I’ve become strangely fascinated by The Bling Ring. It’s not a new story, but it’s one that illustrates how celebrity culture can get the best of people – even the ones in the periphery. And how meta it quickly becomes when the people admiring and trying to imitate the celebs, become just this through the process.
If you haven’t heard about it, this is a very brief summary:
A bunch of teenagers want to live the Young Hollywood lifestyle, but can’t quite afford it. They get the idea that they should start burgling celebrities while they are out of town, and steal their clothes and jewelry. Astonishingly the manage to pull this off and end up stealing $3 million worth of goods from people like Paris Hilton, Lindsey Lohan and Orlando Bloom. They eventually get caught on surveillance cameras and the whole story starts to unfold.
In the middle of this, the TV-network E! strikes gold. Originally intending to produce a show called “Home Schooled With the Arlington’s”, they find themselves documenting a family with one of the aforementioned teens in it. The show is renamed “Pretty Wild” instead. It is later revealed that two of the girls in the show are smoking OxyContin between takes, amongst other things.

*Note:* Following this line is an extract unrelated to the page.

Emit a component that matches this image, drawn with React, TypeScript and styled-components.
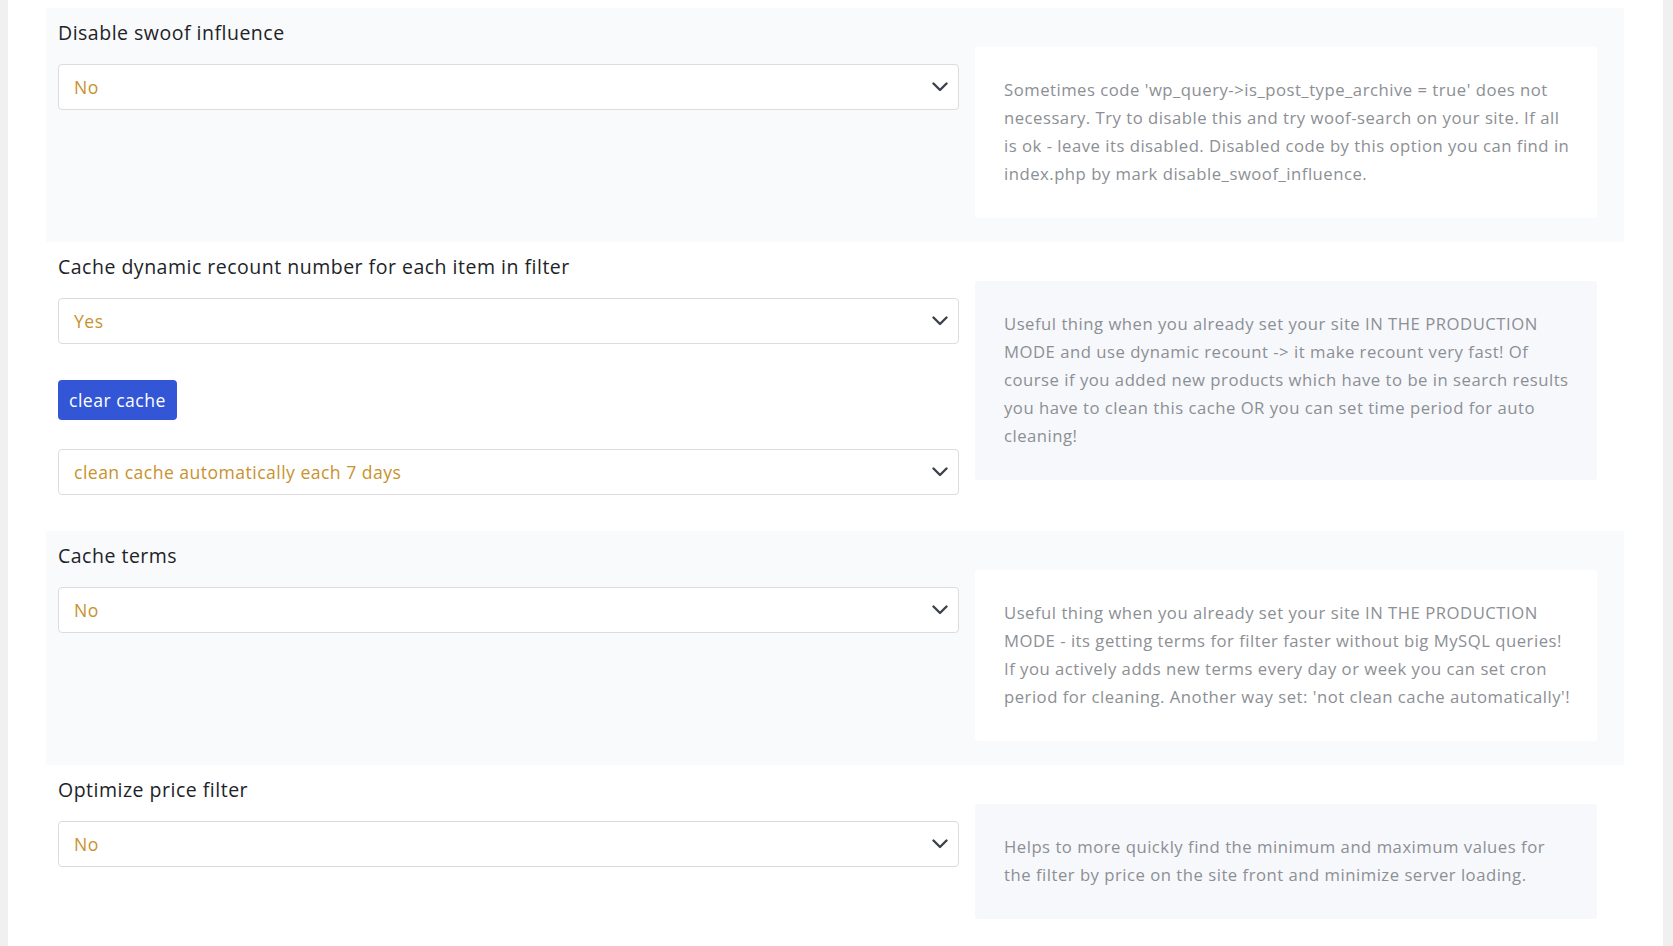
import React from 'react';
import styled, { createGlobalStyle } from 'styled-components';

const GlobalStyle = createGlobalStyle`
  html, body {
    margin: 0;
    padding: 0;
    background: #f0f0f1;
  }
  body {
    font-family: "Open Sans", Lato, sans-serif;
  }
`;

const Page = styled.div`
  margin-left: 8px;
  width: 1655px;
  min-height: 946px;
  background: #ffffff;
  padding: 8px 39px 0 38px;
  box-sizing: border-box;
`;

const Section = styled.div<{ $shaded?: boolean }>`
  display: flex;
  align-items: flex-start;
  gap: 16px;
  padding: 12px 27px 24px 12px;
  background: ${(p) => (p.$shaded ? '#f9fafc' : '#ffffff')};
`;

const LeftCol = styled.div`
  width: 901px;
  flex-shrink: 0;
  padding-bottom: 12px;
`;

const RightCol = styled.div`
  flex: 1;
  padding-top: 27px;
`;

const Title = styled.h4`
  margin: 0 0 18px;
  font-size: 19.5px;
  line-height: 26px;
  letter-spacing: 0.5px;
  font-weight: 400;
  color: #1d2327;
`;

const SelectBox = styled.div<{ $gap?: number }>`
  display: flex;
  align-items: center;
  justify-content: space-between;
  height: 46px;
  box-sizing: border-box;
  margin-top: ${(p) => p.$gap ?? 0}px;
  padding: 0 10px 0 15px;
  background: #ffffff;
  border: 1px solid #dcdcde;
  border-radius: 4px;
  font-size: 17.6px;
  letter-spacing: 0.46px;
  color: #c8922e;
`;

const Button = styled.button`
  display: block;
  margin-top: 36px;
  height: 40px;
  padding: 0 11px;
  background: #3256d6;
  color: #ffffff;
  border: none;
  border-radius: 4px;
  font-family: inherit;
  font-size: 17.6px;
  letter-spacing: 0.48px;
  cursor: pointer;
`;

const Desc = styled.div<{ $shaded?: boolean }>`
  padding: 29px 24px 30px 29px;
  background: ${(p) => (p.$shaded ? '#ffffff' : '#f7f8fc')};
  border-radius: 3px;
  font-size: 16.7px;
  line-height: 28px;
  letter-spacing: 0.5px;
  color: #8c8f94;
`;

const Chevron = () => (
  <svg width="16" height="10" viewBox="0 0 16 10" fill="none">
    <polyline points="1.5,1.5 8,8 14.5,1.5" stroke="#3c434a" strokeWidth="2.4" strokeLinecap="round" strokeLinejoin="round" />
  </svg>
);

const Select = ({ value, gap }: { value: string; gap?: number }) => (
  <SelectBox $gap={gap}>
    <span>{value}</span>
    <Chevron />
  </SelectBox>
);

const App = () => {
  return (
    <>
      <GlobalStyle />
      <Page>
        <Section $shaded>
          <LeftCol>
            <Title>Disable swoof influence</Title>
            <Select value="No" />
          </LeftCol>
          <RightCol>
            <Desc $shaded>
              Sometimes code 'wp_query-&gt;is_post_type_archive = true' does not necessary. Try to disable this and
              try woof-search on your site. If all is ok - leave its disabled. Disabled code by this option you can
              find in index.php by mark disable_swoof_influence.
            </Desc>
          </RightCol>
        </Section>

        <Section>
          <LeftCol>
            <Title>Cache dynamic recount number for each item in filter</Title>
            <Select value="Yes" />
            <Button>clear cache</Button>
            <Select value="clean cache automatically each 7 days" gap={29} />
          </LeftCol>
          <RightCol>
            <Desc>
              Useful thing when you already set your site IN THE PRODUCTION MODE and use dynamic recount -&gt; it
              make recount very fast! Of course if you added new products which have to be in search results you
              have to clean this cache OR you can set time period for auto cleaning!
            </Desc>
          </RightCol>
        </Section>

        <Section $shaded>
          <LeftCol>
            <Title>Cache terms</Title>
            <Select value="No" />
          </LeftCol>
          <RightCol>
            <Desc $shaded>
              Useful thing when you already set your site IN THE PRODUCTION MODE - its getting terms for filter
              faster without big MySQL queries! If you actively adds new terms every day or week you can set cron
              period for cleaning. Another way set: 'not clean cache automatically'!
            </Desc>
          </RightCol>
        </Section>

        <Section>
          <LeftCol>
            <Title>Optimize price filter</Title>
            <Select value="No" />
          </LeftCol>
          <RightCol>
            <Desc>
              Helps to more quickly find the minimum and maximum values for the filter by price on the site front
              and minimize server loading.
            </Desc>
          </RightCol>
        </Section>
      </Page>
    </>
  );
};

export default App;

Recently, Sofia Coppola made a film based on the Vanity Fair article that describes all of this. Watching it, and the reality show along with it, creates a remarkably ironic and somehow very contemporary take on where we stand in the early 2010s. The reality show format is surreal in it’s own right, as is the content of it. The teens are homeschooled by their mother, a former Playboy model, who has created a curriculum based on the book/film The Secret.
You can’t make these kind of things up – it’s stranger than fiction. And that sums up the whole story very well.